Lost in translation from lab to field

Unfortunately the problems do not stop with the methodological aspects, there are also may ways that experimental design and experimental conditions can confound experiments. For example, one study that looked at three plant genotypes grown in ten different labs supposedly following the same protocols found that lab environments greatly affected leaf phenotypes as well as metabolite composition¹⁸. Meaning many effects observed from experiments may be due to particularities of a particular lab’s growing condition and not a general phenomena. The problems don’t stop from interlaboratory variation though, it has also been observed that for many plant species, several traits vary highly whether they are grown in growth chambers, greenhouses, or in the field¹⁹. We may see a certain result in a growth chamber but it doesn’t occur in the field. Even worse we may identify a genetic association in the growth chamber and it may not hold in the field and vice-versa. We can even see the rank-ordering of genotypes change between environments, with the genotype with the highest trait value in growth chambers being the lowest in the field. Researchers may not always be able to perform trials in the growth chambers and the field or know all the relevant growth variables, meaning impacts of these potential confounds are always lurking in experiments.

Conclusion

Although I’ve been very cynical in this piece I do recognize the power of genomic analyses.

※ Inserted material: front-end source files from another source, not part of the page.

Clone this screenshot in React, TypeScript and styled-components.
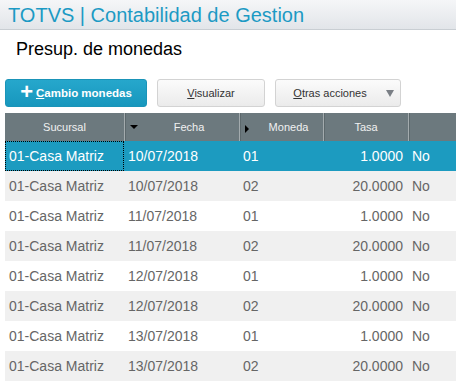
import React from "react";
import styled, { createGlobalStyle } from "styled-components";

const GlobalStyle = createGlobalStyle`
  html, body {
    margin: 0;
    padding: 0;
    background: #ffffff;
    font-family: "Liberation Sans", Arial, sans-serif;
  }
`;

const Page = styled.div`
  width: 456px;
  height: 390px;
  overflow: hidden;
  display: flex;
  flex-direction: column;
`;

const TopBar = styled.header`
  height: 29px;
  border-bottom: 1px solid #c9ced3;
  background: linear-gradient(#f5f6f8, #e2e5e9);
  padding-left: 8px;
  display: flex;
  align-items: center;
`;

const AppTitle = styled.h1`
  margin: 0;
  font-size: 20px;
  font-weight: normal;
  line-height: 29px;
  padding-top: 1px;
  color: #1c9ac4;
`;

const PageTitle = styled.h2`
  margin: 9px 0 0 16px;
  font-size: 18px;
  font-weight: normal;
  line-height: 21px;
  color: #000;
`;

const Toolbar = styled.div`
  display: flex;
  gap: 10px;
  margin: 19px 0 0 5px;
`;

const Button = styled.button<{ $primary?: boolean; $width: number }>`
  position: relative;
  width: ${({ $width }) => $width}px;
  height: 28px;
  box-sizing: border-box;
  border-radius: 3px;
  font-family: "Liberation Sans", Arial, sans-serif;
  display: flex;
  align-items: center;
  justify-content: center;
  padding: 0;
  cursor: pointer;
  ${({ $primary }) =>
    $primary
      ? `
    background: linear-gradient(#26a7cc, #1797bd);
    border: 1px solid #1a94b8;
    color: #ffffff;
    font-size: 11.5px;
    font-weight: bold;
  `
      : `
    background: linear-gradient(#fbfbfb, #ebebeb);
    border: 1px solid #d3d3d3;
    color: #333333;
    font-size: 11px;
  `}
  u {
    text-decoration: underline;
  }
`;

const Plus = styled.span`
  font-size: 22px;
  font-weight: bold;
  line-height: 1;
  margin-right: 3px;
  margin-top: -3px;
`;

const Caret = styled.span`
  position: absolute;
  right: 6px;
  top: 10px;
  width: 0;
  height: 0;
  border-left: 4px solid transparent;
  border-right: 4px solid transparent;
  border-top: 7px solid #7a7f85;
`;

const Table = styled.div`
  margin: 6px 0 0 5px;
  width: 451px;
`;

const COLS = "119px 115px 84px 85px 1fr";

const HeadRow = styled.div`
  display: grid;
  grid-template-columns: ${COLS};
  height: 28px;
  background: #6c797e;
`;

const HeadCell = styled.div<{ $pad?: number }>`
  position: relative;
  display: flex;
  align-items: center;
  justify-content: center;
  padding-left: ${({ $pad }) => $pad ?? 0}px;
  font-size: 11px;
  color: #f0f1f1;
  border-left: 1px solid #a3abae;
  box-shadow: inset 1px 0 0 #5c686c;
  &:first-child {
    border-left: none;
    box-shadow: none;
  }
`;

const SortDown = styled.span`
  position: absolute;
  left: 5px;
  top: 12px;
  border-left: 4px solid transparent;
  border-right: 4px solid transparent;
  border-top: 4px solid #000;
`;

const SortRight = styled.span`
  position: absolute;
  left: 5px;
  top: 12px;
  border-top: 4px solid transparent;
  border-bottom: 4px solid transparent;
  border-left: 4px solid #000;
`;

const Row = styled.div<{ $selected?: boolean; $shade?: boolean }>`
  display: grid;
  grid-template-columns: ${COLS};
  height: 30px;
  background: ${({ $selected, $shade }) =>
    $selected ? "#1c9bc0" : $shade ? "#f0f0f0" : "#ffffff"};
  color: ${({ $selected }) => ($selected ? "#ffffff" : "#666666")};
  font-size: 14px;
`;

const Cell = styled.div<{ $right?: boolean; $focus?: boolean }>`
  display: flex;
  align-items: center;
  box-sizing: border-box;
  justify-content: ${({ $right }) => ($right ? "flex-end" : "flex-start")};
  padding: 0 4px 0 3px;
  white-space: nowrap;
  border: 1px dotted ${({ $focus }) => ($focus ? "#000" : "transparent")};
`;

const rows = [
  ["10/07/2018", "01", "1.0000"],
  ["10/07/2018", "02", "20.0000"],
  ["11/07/2018", "01", "1.0000"],
  ["11/07/2018", "02", "20.0000"],
  ["12/07/2018", "01", "1.0000"],
  ["12/07/2018", "02", "20.0000"],
  ["13/07/2018", "01", "1.0000"],
  ["13/07/2018", "02", "20.0000"],
];

export default function App() {
  return (
    <Page>
      <GlobalStyle />
      <TopBar>
        <AppTitle>TOTVS | Contabilidad de Gestion</AppTitle>
      </TopBar>
      <PageTitle>Presup. de monedas</PageTitle>
      <Toolbar>
        <Button $primary $width={142}>
          <Plus>+</Plus>
          <span>
            <u>C</u>ambio monedas
          </span>
        </Button>
        <Button $width={108}>
          <span>
            <u>V</u>isualizar
          </span>
        </Button>
        <Button $width={126}>
          <span style={{ marginRight: 16 }}>
            <u>O</u>tras acciones
          </span>
          <Caret />
        </Button>
      </Toolbar>
      <Table>
        <HeadRow>
          <HeadCell>Sucursal</HeadCell>
          <HeadCell $pad={14}>
            <SortDown />
            Fecha
          </HeadCell>
          <HeadCell $pad={14}>
            <SortRight />
            Moneda
          </HeadCell>
          <HeadCell>Tasa</HeadCell>
          <HeadCell />
        </HeadRow>
        {rows.map(([date, cur, rate], i) => (
          <Row key={i} $selected={i === 0} $shade={i % 2 === 1}>
            <Cell $focus={i === 0}>01-Casa Matriz</Cell>
            <Cell>{date}</Cell>
            <Cell>{cur}</Cell>
            <Cell $right>{rate}</Cell>
            <Cell>No</Cell>
          </Row>
        ))}
      </Table>
    </Page>
  );
}
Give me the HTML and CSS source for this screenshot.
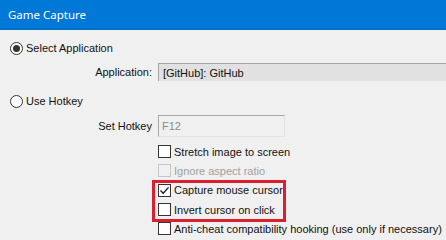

The ability to interrogate biological phenomena at the genetic level with high levels of precision has been a huge aid to biological investigation, helping make advancements in agriculture and medicine. However, it is also a field that is constantly developing, we’re building knowledge while building methods to acquire knowledge and often we have not perfected or validated some of these methods. There are constant new findings about limitations of confounds to the approaches we take that can alter or reverse conclusions. The resolutions to these problems likely won’t occur during a researcher’s career and the models, hypotheses, and theories they come up with can easily be overturned due to methodological problems. At its core this is why I’m not heavily invested in discovering truth from my scientific investigations. If I were to try to meticulously account for every possible confounds that I list above, I would never complete my research! Some of the work I do, like phylogenetics where I’m modeling the past evolutionary relationships between species may not ever be provable since we don’t have a time machine and can rarely if ever externally validate our estimations. My advisor is always prone to remind me that phylogenetic trees are just hypotheses based on available data and using available methods. I’m happy to settle for just being able to explain my observed data with my model or theory and attempt to explore the accuracy and utility of that, perhaps making new predictions along the way. Considering the state of genomics and the limitations of what a single researcher can do it feels more responsible to constrain my goals and focus on more pragmatic and realistic outcomes.